The relationship between Jia-Chien and her father is the most acidic, as she possesses her father’s culinary talents but is left unsupported in the development of her skills. Jia-Chien releases her resentment by cooking gourmet meals at her boyfriend’s apartment and developing a paternal relationship with her father’s best-friend, Uncle Wen. Perhaps in response, Mr. Chu forms a surrogate father-daughter relationship with Shan-Shan, the daughter of Jia-Jen’s former classmate, Jin-Rong, and granddaughter of Mrs. Liang. In the end, Uncle Wen proves to be the mediator when things become hostile between Mr. Chu and Jia-Chien, as his death unites the two in grief and sorrow, triggering Mr. Chu’s retirement from the restaurant in which he created his legacy.

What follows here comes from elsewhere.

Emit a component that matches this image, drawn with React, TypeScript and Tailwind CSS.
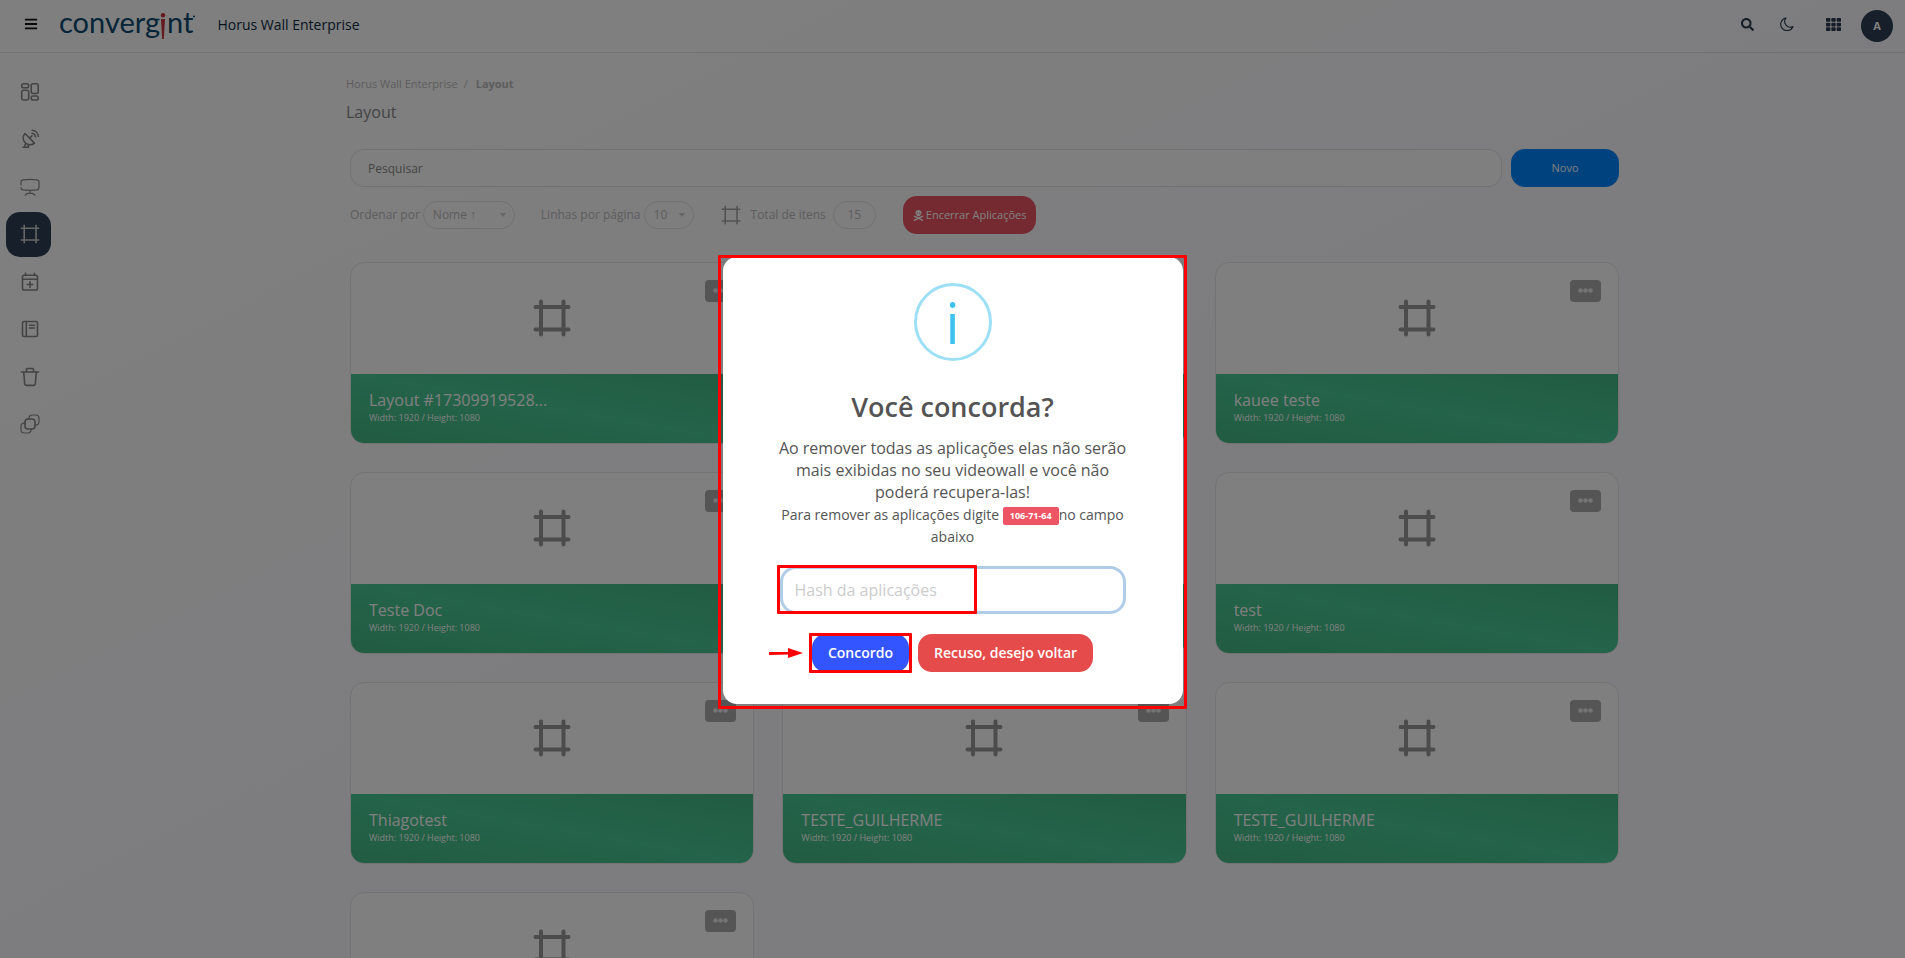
import type { ReactNode } from 'react';
import { FaBars, FaSearch, FaSkullCrossbones, FaTh } from 'react-icons/fa';

// ============================================================================
// Layout list with the "close all applications" confirmation on top of it.
// ============================================================================

type LayoutItem = {
  id: number;
  name?: string;
  size?: string;
};

const SIZE = 'Width: 1920 / Height: 1080';

const LAYOUTS: LayoutItem[] = [
  { id: 1, name: 'Layout #17309919528...', size: SIZE },
  { id: 2 },
  { id: 3, name: 'kauee teste', size: SIZE },
  { id: 4, name: 'Teste Doc', size: SIZE },
  { id: 5 },
  { id: 6, name: 'test', size: SIZE },
  { id: 7, name: 'Thiagotest', size: SIZE },
  { id: 8, name: 'TESTE_GUILHERME', size: SIZE },
  { id: 9, name: 'TESTE_GUILHERME', size: SIZE },
  { id: 10 },
];

function Icon({ children, className = 'size-5' }: { children: ReactNode; className?: string }) {
  return (
    <svg
      viewBox="0 0 20 20"
      className={className}
      fill="none"
      stroke="currentColor"
      strokeWidth={1.6}
      strokeLinecap="round"
      strokeLinejoin="round"
      aria-hidden="true"
    >
      {children}
    </svg>
  );
}

function FrameIcon({ className, stroke = 4 }: { className?: string; stroke?: number }) {
  return (
    <svg
      viewBox="0 0 38 38"
      className={className}
      fill="none"
      stroke="currentColor"
      strokeWidth={stroke}
      strokeLinecap="round"
      aria-hidden="true"
    >
      <path d="M8 2.5v33M30.500 2.500v33M2.500 8h33M2.500 30.500h33" />
    </svg>
  );
}

const NAV: { label: string; icon: ReactNode; active?: boolean }[] = [
  {
    label: 'Dashboard',
    icon: (
      <Icon>
        <rect x="1.700" y="1.700" width="7" height="4" rx="1.800" />
        <rect x="1.700" y="8.200" width="7" height="9.800" rx="2" />
        <rect x="11.200" y="1.700" width="7" height="9.800" rx="2" />
        <rect x="11.200" y="14" width="7" height="4" rx="1.800" />
      </Icon>
    ),
  },
  {
    label: 'Fontes',
    icon: (
      <Icon>
        <path d="M5 4.500c-2.600 3-2.300 6.800.2 9.300s6.500 2.600 9.300.3z" />
        <path d="M9.800 9.300l2.200-2.500M5.800 14.500l-1.600 3.700M3 18.300h5.500M8 15.500l.5 2.800" />
        <path d="M12 4.300c1.800.2 3.200 1.600 3.500 3.500M12.200 1.300c3.300.2 5.900 2.800 6.200 6.200" />
      </Icon>
    ),
  },
  {
    label: 'Displays',
    icon: (
      <Icon>
        <path d="M1 8V5.200c0-1.500.7-2.200 2-2.300 4.600-.6 9.400-.6 14 0 1.300.1 2 .8 2 2.300v5.300c0 1.500-.7 2.200-2 2.400-4.600.6-9.400.6-14 0-1.300-.2-2-.9-2-2.400" strokeWidth={1.2} />
        <path d="M10 13.500v2.500M5 18.200c1-1.300 2.800-2 5-2s4 .7 5 2" strokeWidth={1.2} />
      </Icon>
    ),
  },
  { label: 'Layout', icon: <FrameIcon className="size-5" stroke={3} />, active: true },
  {
    label: 'Agenda',
    icon: (
      <Icon>
        <rect x="2.500" y="3.200" width="15" height="14.800" rx="1.800" />
        <path d="M2.500 7.200h15M5.500 1.200v2M14.500 1.200v2M10 9.800v5.400M7.300 12.500h5.400" />
      </Icon>
    ),
  },
  {
    label: 'Catálogo',
    icon: (
      <Icon>
        <rect x="2.500" y="2.500" width="15" height="15" rx="1.500" />
        <path d="M6.300 2.500v15M9.500 6.300h5M9.500 9h5" />
      </Icon>
    ),
  },
  {
    label: 'Lixeira',
    icon: (
      <Icon>
        <path d="M1.500 5h17M6.500 5V2.300c0-.5.3-.8.8-.8h5.400c.5 0 .8.300.8.800V5M3.700 5l1 12c.1.900.6 1.400 1.500 1.400h7.600c.9 0 1.400-.5 1.500-1.400l1-12" />
      </Icon>
    ),
  },
  {
    label: 'Cópias',
    icon: (
      <Icon>
        <rect x="5" y="5" width="10" height="10" rx="3" />
        <path
          d="M8.800 5c0-2.500 1.300-4 3.500-4h3.500C18 1 19 2.200 19 4.200v3.600c0 2-1.400 3.400-4 3.400M11.200 15c0 2.500-1.300 4-3.500 4H4.200C2 19 1 17.800 1 15.800v-3.600c0-2 1.400-3.400 4-3.400"
          strokeWidth={1.2}
        />
      </Icon>
    ),
  },
];

export default function App() {
  return (
    <div className="h-screen overflow-hidden bg-white bg-linear-to-br from-white from-10% via-[#fbfaff] via-50% to-[#fbfaff] font-['Open_Sans',sans-serif] text-[#888]">
      <Header />
      <div className="flex">
        <Sidebar />
        <main className="min-w-0 flex-1">
          <div className="mx-auto max-w-[1277px] pt-[23px]">
            <nav aria-label="breadcrumb" className="flex gap-1.5 text-[11px] leading-4 text-[#bbb]">
              <a href="#">Horus Wall Enterprise</a>
              <span>/</span>
              <span className="ml-0.5 font-bold">Layout</span>
            </nav>
            <h1 className="mt-2 text-base leading-6">Layout</h1>
            <div className="mt-[25px] px-1">
              <Toolbar />
              <div className="mt-7 grid grid-cols-3 gap-7">
                {LAYOUTS.map((l) => (
                  <LayoutCard key={l.id} item={l} />
                ))}
              </div>
            </div>
          </div>
        </main>
      </div>
      <ConfirmModal />
    </div>
  );
}

function Header() {
  return (
    <header className="flex h-[53px] items-center border-b border-[#e6e6e6] pb-1 pl-6 pr-3 text-[#0e2a3e]">
      <button type="button" aria-label="Menu" className="text-sm text-[#111]">
        <FaBars />
      </button>
      <Logo />
      <span className="ml-[22px] text-[14px] font-medium">Horus Wall Enterprise</span>
      <div className="ml-auto flex items-center text-[#2b3a50]">
        <button type="button" aria-label="Buscar" className="mr-[26px] text-[13px]">
          <FaSearch />
        </button>
        <button type="button" aria-label="Tema" className="mr-8">
          <Icon className="size-3.5">
            <path d="M8.500 1.500A9 9 0 1 0 18.500 13.500 8 8 0 0 1 8.500 1.500z" />
          </Icon>
        </button>
        <button type="button" aria-label="Aplicativos" className="mr-5 text-[15px]">
          <FaTh />
        </button>
        <button
          type="button"
          className="mt-1 grid size-8 place-items-center rounded-full bg-[#2f4054] text-[11px] font-bold text-white"
        >
          A
        </button>
      </div>
    </header>
  );
}

function Logo() {
  return (
    <a
      href="#"
      aria-label="convergint"
      className="mb-1 ml-[21px] flex items-baseline font-['Lato',sans-serif] text-[29px] leading-8 text-[#0d4a70]"
    >
      <span>converg</span>
      {/* The red "i" tapers down like a pin */}
      <svg viewBox="0 0 6 26" className="mr-px h-[26px] w-1.5 translate-y-1.5" fill="#c8323c" aria-hidden="true">
        <circle cx="3" cy="2.200" r="2.200" />
        <path d="M1 6h4l-1.200 20H2.200z" />
      </svg>
      <span>nt</span>
      <svg viewBox="0 0 2 18" className="h-[18px] w-0.5" fill="currentColor" aria-hidden="true">
        <circle cx="1" cy="1.500" r="1" />
      </svg>
    </a>
  );
}

function Sidebar() {
  return (
    <nav className="flex w-16 shrink-0 flex-col pl-1.5 pt-4">
      <ul className="flex min-h-[378px] flex-col justify-between">
        {NAV.map((n) => (
          <li key={n.label}>
            <a
              href="#"
              aria-label={n.label}
              className={`grid size-[45px] place-items-center rounded-[14px] pl-0.5 ${
                n.active ? 'bg-[#2f4054] text-[#ccc]' : 'text-[#888]'
              }`}
            >
              {n.icon}
            </a>
          </li>
        ))}
      </ul>
    </nav>
  );
}

function PillSelect({ id, options, className }: { id: string; options: string[]; className: string }) {
  return (
    <div className="relative">
      <select
        id={id}
        className={`h-7 appearance-none rounded-full border border-[#e3e3e3] bg-transparent pl-[9px] text-xs ${className}`}
      >
        {options.map((o) => (
          <option key={o}>{o}</option>
        ))}
      </select>
      <svg viewBox="0 0 8 5" className="pointer-events-none absolute right-2 top-3 h-1 w-2 fill-[#ccc]" aria-hidden="true">
        <path d="M0 0h8L4 5z" />
      </svg>
    </div>
  );
}

function Toolbar() {
  return (
    <>
      <div className="flex gap-[9px]">
        <input
          type="search"
          aria-label="Pesquisar"
          placeholder="Pesquisar"
          className="h-[38px] min-w-0 flex-1 rounded-[14px] border border-[#e3e3e3] bg-white px-[17px] text-xs placeholder:text-[#888]"
        />
        <button type="button" className="h-[38px] w-[108px] rounded-[14px] bg-[#0084fc] text-[11px] text-white">
          Novo
        </button>
      </div>
      <div className="mt-[9px] flex items-center text-xs text-[#bbb]">
        <label htmlFor="order" className="mr-[3px]">
          Ordenar por
        </label>
        <PillSelect id="order" options={['Nome ↑', 'Nome ↓']} className="w-[92px]" />
        <label htmlFor="rows" className="ml-[26px] mr-[3px]">
          Linhas por página
        </label>
        <PillSelect id="rows" options={['10', '25', '50']} className="w-[50px]" />
        <FrameIcon className="ml-[27px] size-5 text-[#a5a5a5]" stroke={3} />
        <span className="ml-2.5">Total de itens</span>
        <span className="ml-[7px] grid h-7 w-[43px] place-items-center rounded-full border border-[#e3e3e3]">15</span>
        <button
          type="button"
          className="ml-[27px] flex h-[38px] items-center gap-0.5 rounded-[14px] bg-[#ea5462] px-2.5 text-[11px] text-white"
        >
          <FaSkullCrossbones className="text-[11px]" />
          Encerrar Aplicações
        </button>
      </div>
    </>
  );
}

function LayoutCard({ item }: { item: LayoutItem }) {
  return (
    <article className="relative overflow-hidden rounded-[14px] border border-[#e6e6e8] bg-white">
      <div className="grid h-[111px] place-items-center pb-0.5">
        <FrameIcon className="size-[38px] text-[#989898]" />
      </div>
      <button
        type="button"
        aria-label="Opções"
        className="absolute right-[17px] top-[17px] flex h-[22px] w-[31px] items-center justify-center rounded-sm bg-[#ababab] pb-0.5"
      >
        <svg viewBox="0 0 15 5" className="h-[5px] w-[15px] fill-[#e8e8e8]" aria-hidden="true">
          <circle cx="2.500" cy="2.500" r="2.300" />
          <circle cx="7.500" cy="2.500" r="2.300" />
          <circle cx="12.500" cy="2.500" r="2.300" />
        </svg>
      </button>
      <div className="h-[69px] bg-linear-to-tr from-[#44b884] via-[#48c894] to-[#44b884] px-[18px] pt-4 text-white">
        <h2 className="text-base leading-5">{item.name}</h2>
        <p className="text-[9px] leading-4">{item.size}</p>
      </div>
    </article>
  );
}

function ConfirmModal() {
  return (
    <div className="fixed inset-0 grid place-items-center bg-black/50">
      <div
        role="dialog"
        aria-modal="true"
        aria-labelledby="confirm-title"
        className="relative mt-[3px] w-[460px] rounded-[14px] bg-white px-[50px] pb-8 pt-[26px] text-center text-[#545454]"
      >
        <Highlight className="-bottom-[5px] -left-[5px] -right-1 -top-0.5" />
        <div className="mx-auto grid size-[78px] place-items-center rounded-full border-3 border-[#9de0f6] text-[56px] leading-none text-[#3fc3ee]">
          i
        </div>
        <h2 id="confirm-title" className="mt-7 text-[27px] font-semibold leading-9">
          Você concorda?
        </h2>
        <p className="mt-3 text-base leading-[22px]">
          Ao remover todas as aplicações elas não serão mais exibidas no seu videowall e você não poderá recupera-las!
        </p>
        <p className="pt-px text-sm leading-[22px]">
          Para remover as aplicações digite{' '}
          <span className="inline-block rounded-xs bg-[#ed5565] px-[7px] align-middle text-[9px] font-bold leading-[18px] text-white">
            106-71-64
          </span>
          no campo abaixo
        </p>
        <div className="relative mx-[7px] mt-[18px]">
          <input
            type="text"
            aria-label="Hash da aplicações"
            placeholder="Hash da aplicações"
            className="h-12 w-full rounded-[16px] border-3 border-[#b0cde8] px-3 text-base placeholder:text-[#ccc]"
          />
          <Highlight className="-left-[3px] -top-px bottom-0 w-[200px]" />
        </div>
        <div className="mt-5 flex justify-center gap-[9px] text-sm font-semibold text-white">
          <div className="relative">
            <button type="button" className="h-[38px] rounded-[14px] bg-[#3355ff] px-4">
              Concordo
            </button>
            <Highlight className="-inset-x-[3px] -inset-y-px" />
            <svg viewBox="0 0 36 10" className="absolute right-full top-3.5 mr-2 h-2.5 w-9" fill="#f00" aria-hidden="true">
              <path d="M1 4h19V0l15 5-15 5V6.500L1 7z" />
            </svg>
          </div>
          <button type="button" className="h-[38px] rounded-[14px] bg-[#e64b4b] px-4">
            Recuso, desejo voltar
          </button>
        </div>
      </div>
    </div>
  );
}

// Red outline drawn around the part the user has to look at
function Highlight({ className }: { className: string }) {
  return <div className={`pointer-events-none absolute rounded-[1px] border-3 border-[#f00] ${className}`} />;
}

The discontented household and the corresponding melodramatic problems within the family are quickly resolved in a surprising and satisfying ending. As Jia-Ning and Jia-Jen begin to live their lives away from their childhood home, their father decides to hold a Sunday dinner. But this time, there are more guests and the added formality of invitations. The elegant cooking sequences of earlier meals is replaced with chaotic mishaps, as each guest arrives in formal attire. Mr. Chu toasts everyone at the table, gradually becoming intoxicated. As the daughters prepare for the announcement of their father’s engagement to Mrs. Liang, Mr. Chu sends all the dinner guests in scandalised shock as he turns to Mrs. Liang’s daughter and professes his romantic intentions to live with Jin-Rong and take care of little Shan-Shan. In a humorously slapstick reaction, Mrs. Liang collapses and is carried out of the house while Mr. Chu looks on.

Overall, the dichotomy of Eastern and Western values makes each thematic element of food and sex rich in complexity and empathy. Eat Drink Man Womanis a classic Ang Lee film that reveals Lee to be an empathetic and humanistic director. Even though the non-linear structure of the film can at times be counter-intuitive, the performances provide deep insight into family conflicts and relationships.